Le couple Siemens Alstom repose sur des déséquilibres

Joe Kaeser, le président du directoire de Siemens, a eu beau marteler hier que le projet de rapprochement avec Alstom dans le ferroviaire constitue une «fusion entre égaux», les faits peinent à confirmer son affirmation.
Au niveau du capital, le contrôle de Siemens est avéré. C’est même écrit noir sur blanc dans la présentation faite à ses investisseurs. Le groupe allemand aura 50,67% du capital de la nouvelle société. Des bons de souscription d’actions lui permettront d’acquérir, à des conditions encore non définies, 2% du capital supplémentaire, ce qui «sécurise sa majorité», indique la présentation.
Cette prise de contrôle ne demandera aucune sortie de cash à Siemens. Les 50% au capital seront obtenus en échange de l’apport de ses actifs ferroviaires. Qui plus est, la prime de contrôle de 4 euros par action versée aux actionnaires d’Alstom, soit 900 millions au total, sera «économiquement supportée» par Siemens, indique le groupe allemand dans sa présentation, avant d’expliquer quelques lignes plus tard qu’elle sera «financée avec les liquidités d’Alstom».
Ce déséquilibre se retrouve aussi au conseil d’administration. «Fusion entre égaux» ne rime pas avec répartition équitable des sièges. Avec 6 des 11 administrateurs, le groupe allemand n’aura pas la majorité absolue mais son poids sera autrement plus important que celui des 3 administrateurs indépendants venant d’Alstom. En tant que directeur général, Henri-Poupart Lafarge aura un siège au conseil d’administration et, hier, Joe Kaeser l’a assuré publiquement du «soutien total de Siemens». Mais aucun mécanisme ne garantit le maintien d’Henri Poupart-Lafarge à la direction générale ni que son successeur soit français ou issu des rangs d’Alstom. «Ne soyons pas obsédés par les nationalités, cela devient un peu embarrassant», a répondu un brin agacé, Henri Poupart-Lafarge.
Equipe à composer
Il faudra également proposer une «responsabilité importante dans la nouvelle entité» à Jochen Eickholt, l’actuel directeur général de Siemens Mobility, insistent les deux groupes. Or, dans ces «fusions entre égaux» la nomination des personnes aux postes clés est souvent source de tensions. Elle avait eu raison du projet de rapprochement entre Publicis et Omnicom et a longtemps empoisonné les relations chez LafargeHolcim avant que le camp suisse ne prenne totalement la main sur le groupe. «La manière dont nous allons composer la nouvelle équipe dirigeante consistera à choisir les meilleures personnes pour les différents postes, et nous n’allons pas commencer à tenir les comptes», a expliqué Henri Poupart-Lafarge.

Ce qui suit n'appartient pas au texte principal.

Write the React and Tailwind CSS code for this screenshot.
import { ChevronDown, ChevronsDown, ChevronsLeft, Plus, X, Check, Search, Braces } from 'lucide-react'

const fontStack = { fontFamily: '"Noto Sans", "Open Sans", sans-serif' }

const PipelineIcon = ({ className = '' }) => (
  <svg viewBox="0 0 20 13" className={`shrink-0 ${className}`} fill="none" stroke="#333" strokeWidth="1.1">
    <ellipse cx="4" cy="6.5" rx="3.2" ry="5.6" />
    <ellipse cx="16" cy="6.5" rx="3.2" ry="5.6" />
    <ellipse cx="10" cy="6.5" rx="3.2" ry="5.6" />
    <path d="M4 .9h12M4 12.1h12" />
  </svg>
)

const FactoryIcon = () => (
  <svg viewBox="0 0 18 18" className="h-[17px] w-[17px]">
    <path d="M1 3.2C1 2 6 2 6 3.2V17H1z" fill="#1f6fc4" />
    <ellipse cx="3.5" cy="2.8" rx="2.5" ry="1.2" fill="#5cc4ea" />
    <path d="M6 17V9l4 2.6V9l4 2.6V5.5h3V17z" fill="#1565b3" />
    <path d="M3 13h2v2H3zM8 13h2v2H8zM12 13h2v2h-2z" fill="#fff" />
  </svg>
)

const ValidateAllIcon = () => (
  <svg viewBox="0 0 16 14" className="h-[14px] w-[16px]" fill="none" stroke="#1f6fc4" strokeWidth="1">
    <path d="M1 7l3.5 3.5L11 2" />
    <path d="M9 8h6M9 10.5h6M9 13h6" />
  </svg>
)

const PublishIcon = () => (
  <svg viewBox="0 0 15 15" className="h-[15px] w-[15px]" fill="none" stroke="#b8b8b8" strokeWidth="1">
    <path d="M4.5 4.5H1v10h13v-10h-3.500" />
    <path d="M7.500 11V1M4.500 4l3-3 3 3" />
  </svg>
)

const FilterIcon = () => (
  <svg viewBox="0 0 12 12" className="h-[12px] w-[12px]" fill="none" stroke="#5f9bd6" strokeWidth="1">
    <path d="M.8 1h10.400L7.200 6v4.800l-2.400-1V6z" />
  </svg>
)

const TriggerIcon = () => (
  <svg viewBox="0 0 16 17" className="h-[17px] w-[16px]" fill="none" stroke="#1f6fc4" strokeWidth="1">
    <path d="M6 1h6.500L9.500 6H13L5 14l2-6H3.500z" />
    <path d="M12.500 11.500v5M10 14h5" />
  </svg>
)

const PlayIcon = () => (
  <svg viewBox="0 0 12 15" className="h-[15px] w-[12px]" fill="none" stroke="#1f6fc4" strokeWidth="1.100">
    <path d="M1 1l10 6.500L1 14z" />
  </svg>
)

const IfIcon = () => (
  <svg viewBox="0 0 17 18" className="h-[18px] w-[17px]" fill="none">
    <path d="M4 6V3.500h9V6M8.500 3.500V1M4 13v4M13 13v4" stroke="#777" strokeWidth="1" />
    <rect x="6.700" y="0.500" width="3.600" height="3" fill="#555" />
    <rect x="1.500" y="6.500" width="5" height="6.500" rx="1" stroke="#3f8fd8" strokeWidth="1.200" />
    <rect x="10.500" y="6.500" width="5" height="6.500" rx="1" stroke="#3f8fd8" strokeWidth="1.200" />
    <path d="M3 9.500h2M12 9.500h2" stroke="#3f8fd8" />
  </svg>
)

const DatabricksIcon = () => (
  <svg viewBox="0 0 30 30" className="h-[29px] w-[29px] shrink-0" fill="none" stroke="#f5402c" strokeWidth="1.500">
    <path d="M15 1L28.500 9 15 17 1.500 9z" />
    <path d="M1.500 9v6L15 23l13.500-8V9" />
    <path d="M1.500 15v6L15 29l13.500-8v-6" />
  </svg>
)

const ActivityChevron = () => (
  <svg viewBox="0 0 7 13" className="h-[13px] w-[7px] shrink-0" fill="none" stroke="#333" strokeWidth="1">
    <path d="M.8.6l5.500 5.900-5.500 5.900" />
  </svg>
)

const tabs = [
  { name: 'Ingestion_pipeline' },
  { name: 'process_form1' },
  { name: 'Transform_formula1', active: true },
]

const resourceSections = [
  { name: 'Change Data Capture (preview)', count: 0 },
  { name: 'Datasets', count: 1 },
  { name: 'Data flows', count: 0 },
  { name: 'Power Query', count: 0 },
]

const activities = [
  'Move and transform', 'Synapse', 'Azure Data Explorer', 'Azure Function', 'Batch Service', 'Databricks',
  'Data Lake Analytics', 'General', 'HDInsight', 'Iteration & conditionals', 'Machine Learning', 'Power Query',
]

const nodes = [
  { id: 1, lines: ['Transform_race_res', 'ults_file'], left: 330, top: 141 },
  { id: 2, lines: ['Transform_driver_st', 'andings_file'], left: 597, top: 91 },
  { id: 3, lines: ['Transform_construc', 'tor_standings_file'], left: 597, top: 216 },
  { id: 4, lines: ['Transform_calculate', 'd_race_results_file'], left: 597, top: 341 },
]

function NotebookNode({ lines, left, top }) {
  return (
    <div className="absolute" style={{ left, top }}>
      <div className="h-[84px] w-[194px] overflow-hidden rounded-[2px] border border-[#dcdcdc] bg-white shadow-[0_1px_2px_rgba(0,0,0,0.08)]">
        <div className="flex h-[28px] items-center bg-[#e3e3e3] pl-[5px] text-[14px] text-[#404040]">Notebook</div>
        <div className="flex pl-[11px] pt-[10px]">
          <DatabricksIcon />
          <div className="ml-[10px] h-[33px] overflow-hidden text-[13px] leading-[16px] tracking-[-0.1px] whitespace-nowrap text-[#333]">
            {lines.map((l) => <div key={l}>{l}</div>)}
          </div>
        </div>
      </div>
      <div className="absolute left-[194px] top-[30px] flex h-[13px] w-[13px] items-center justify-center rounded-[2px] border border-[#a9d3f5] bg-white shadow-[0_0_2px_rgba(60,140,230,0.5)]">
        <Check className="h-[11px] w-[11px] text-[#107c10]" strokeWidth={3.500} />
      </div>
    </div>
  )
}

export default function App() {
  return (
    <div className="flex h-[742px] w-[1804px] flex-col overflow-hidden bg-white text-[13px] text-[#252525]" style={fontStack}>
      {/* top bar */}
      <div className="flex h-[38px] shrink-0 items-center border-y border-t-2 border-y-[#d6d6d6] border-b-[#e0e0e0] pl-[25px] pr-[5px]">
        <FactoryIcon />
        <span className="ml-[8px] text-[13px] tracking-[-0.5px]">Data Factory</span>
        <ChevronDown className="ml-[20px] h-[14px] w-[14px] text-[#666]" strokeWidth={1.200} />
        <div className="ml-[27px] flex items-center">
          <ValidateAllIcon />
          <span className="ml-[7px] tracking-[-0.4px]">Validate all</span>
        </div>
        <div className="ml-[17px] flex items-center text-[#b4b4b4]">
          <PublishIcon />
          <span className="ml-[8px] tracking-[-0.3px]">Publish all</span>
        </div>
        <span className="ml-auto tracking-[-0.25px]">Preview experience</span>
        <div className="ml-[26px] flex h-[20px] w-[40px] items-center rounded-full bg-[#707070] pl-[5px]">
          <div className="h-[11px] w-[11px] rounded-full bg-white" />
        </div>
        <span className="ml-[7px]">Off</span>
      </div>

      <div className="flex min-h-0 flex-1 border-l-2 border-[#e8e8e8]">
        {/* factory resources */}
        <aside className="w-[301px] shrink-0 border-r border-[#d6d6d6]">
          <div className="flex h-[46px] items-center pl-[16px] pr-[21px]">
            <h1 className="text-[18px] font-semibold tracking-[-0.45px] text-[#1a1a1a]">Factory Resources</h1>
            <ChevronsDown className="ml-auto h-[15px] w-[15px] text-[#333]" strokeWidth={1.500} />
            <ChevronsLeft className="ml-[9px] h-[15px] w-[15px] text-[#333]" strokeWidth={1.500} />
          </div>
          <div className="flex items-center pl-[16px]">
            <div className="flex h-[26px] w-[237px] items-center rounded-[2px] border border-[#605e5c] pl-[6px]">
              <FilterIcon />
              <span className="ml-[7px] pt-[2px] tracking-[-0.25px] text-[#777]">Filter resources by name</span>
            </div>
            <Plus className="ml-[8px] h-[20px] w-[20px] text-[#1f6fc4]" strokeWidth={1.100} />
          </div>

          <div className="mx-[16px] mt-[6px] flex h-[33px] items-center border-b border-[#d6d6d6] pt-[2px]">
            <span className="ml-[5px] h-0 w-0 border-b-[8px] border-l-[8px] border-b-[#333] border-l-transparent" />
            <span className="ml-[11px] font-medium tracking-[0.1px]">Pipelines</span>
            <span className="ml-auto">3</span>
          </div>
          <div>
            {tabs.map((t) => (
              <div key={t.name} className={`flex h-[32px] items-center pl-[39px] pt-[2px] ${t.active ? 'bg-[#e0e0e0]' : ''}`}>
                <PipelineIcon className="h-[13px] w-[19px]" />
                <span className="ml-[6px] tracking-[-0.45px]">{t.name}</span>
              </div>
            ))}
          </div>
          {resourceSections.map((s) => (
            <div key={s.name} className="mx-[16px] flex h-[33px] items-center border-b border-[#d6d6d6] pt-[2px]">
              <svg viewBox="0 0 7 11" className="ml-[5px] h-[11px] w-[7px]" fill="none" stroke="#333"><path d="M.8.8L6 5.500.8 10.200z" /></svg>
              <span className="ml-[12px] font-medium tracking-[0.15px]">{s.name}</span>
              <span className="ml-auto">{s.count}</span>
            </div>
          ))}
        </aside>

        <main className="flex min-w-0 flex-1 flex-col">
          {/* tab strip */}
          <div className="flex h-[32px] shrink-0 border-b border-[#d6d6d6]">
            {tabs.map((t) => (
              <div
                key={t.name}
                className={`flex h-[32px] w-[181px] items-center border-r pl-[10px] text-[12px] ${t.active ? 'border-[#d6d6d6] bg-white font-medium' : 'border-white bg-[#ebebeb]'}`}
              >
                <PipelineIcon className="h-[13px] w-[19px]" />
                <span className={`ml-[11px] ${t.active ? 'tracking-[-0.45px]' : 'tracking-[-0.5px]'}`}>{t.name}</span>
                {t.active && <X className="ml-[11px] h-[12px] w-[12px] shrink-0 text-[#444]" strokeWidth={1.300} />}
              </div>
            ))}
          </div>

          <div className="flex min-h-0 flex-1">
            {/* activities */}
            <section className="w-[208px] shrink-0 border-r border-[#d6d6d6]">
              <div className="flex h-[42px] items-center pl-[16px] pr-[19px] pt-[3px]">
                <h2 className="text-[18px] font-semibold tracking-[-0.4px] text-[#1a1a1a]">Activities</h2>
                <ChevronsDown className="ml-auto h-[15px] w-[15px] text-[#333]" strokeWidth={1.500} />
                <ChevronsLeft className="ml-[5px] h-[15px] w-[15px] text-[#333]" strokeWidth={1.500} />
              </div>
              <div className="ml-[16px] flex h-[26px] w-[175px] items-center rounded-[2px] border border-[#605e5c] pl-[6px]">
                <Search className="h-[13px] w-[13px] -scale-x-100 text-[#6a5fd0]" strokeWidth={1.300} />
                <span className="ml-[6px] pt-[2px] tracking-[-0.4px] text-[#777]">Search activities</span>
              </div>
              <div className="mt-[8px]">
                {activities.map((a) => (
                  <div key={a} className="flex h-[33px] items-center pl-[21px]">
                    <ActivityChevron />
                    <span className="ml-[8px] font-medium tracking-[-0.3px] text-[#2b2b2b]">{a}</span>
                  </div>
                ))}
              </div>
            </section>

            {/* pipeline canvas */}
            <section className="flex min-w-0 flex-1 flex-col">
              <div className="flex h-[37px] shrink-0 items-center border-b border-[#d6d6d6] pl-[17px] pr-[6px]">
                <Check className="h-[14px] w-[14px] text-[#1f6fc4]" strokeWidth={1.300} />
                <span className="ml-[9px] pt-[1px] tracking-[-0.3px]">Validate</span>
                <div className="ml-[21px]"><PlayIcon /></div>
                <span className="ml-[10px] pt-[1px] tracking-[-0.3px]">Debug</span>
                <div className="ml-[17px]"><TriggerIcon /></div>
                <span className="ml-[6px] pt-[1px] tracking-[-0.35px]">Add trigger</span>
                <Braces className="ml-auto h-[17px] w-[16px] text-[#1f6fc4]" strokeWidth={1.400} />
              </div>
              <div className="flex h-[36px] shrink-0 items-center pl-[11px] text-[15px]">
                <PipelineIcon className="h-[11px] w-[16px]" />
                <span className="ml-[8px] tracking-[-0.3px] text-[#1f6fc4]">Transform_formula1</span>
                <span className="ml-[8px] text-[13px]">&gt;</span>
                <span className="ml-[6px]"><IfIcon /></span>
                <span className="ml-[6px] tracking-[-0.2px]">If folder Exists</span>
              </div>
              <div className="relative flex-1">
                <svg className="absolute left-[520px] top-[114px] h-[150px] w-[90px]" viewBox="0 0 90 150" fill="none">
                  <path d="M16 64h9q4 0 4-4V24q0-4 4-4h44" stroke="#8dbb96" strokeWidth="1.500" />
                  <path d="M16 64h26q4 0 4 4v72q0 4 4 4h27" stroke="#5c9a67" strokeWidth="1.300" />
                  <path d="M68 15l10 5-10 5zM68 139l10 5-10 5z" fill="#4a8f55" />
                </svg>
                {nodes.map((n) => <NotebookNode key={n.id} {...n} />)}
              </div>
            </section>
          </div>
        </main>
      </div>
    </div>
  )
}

Pour compenser le poids de Siemens au conseil d’administration, certaines décisions, comme la nomination du directeur général ou la localisation du siège social, ne pourront être approuvées qu’à une majorité qualifiée, c’est-à-dire avec l’avis favorable d’au moins 2 des 3 administrateurs indépendants. Mais avec la majorité du capital et des droits de vote de la future entité, Siemens aura la main sur la nomination en assemblée générale des administrateurs indépendants. Dans ce contexte, la future constitution des différents comités du conseil d’administration s’annonce cruciale.
Face à ces déséquilibres, Henri Poupart-Lafarge rétorque qu’il faut voir l’opération comme une «fusion entre égaux industrielle». Mais là encore, en attendant les projets communs que les deux groupes pourront initier, la balance penche côté allemand, avec la localisation outre-Rhin du siège des solutions de mobilité (signalisation…), l’activité à plus forte valeur ajoutée et moins soumise à la concurrence du constructeur chinois CRRC. La France aura le siège du matériel roulant.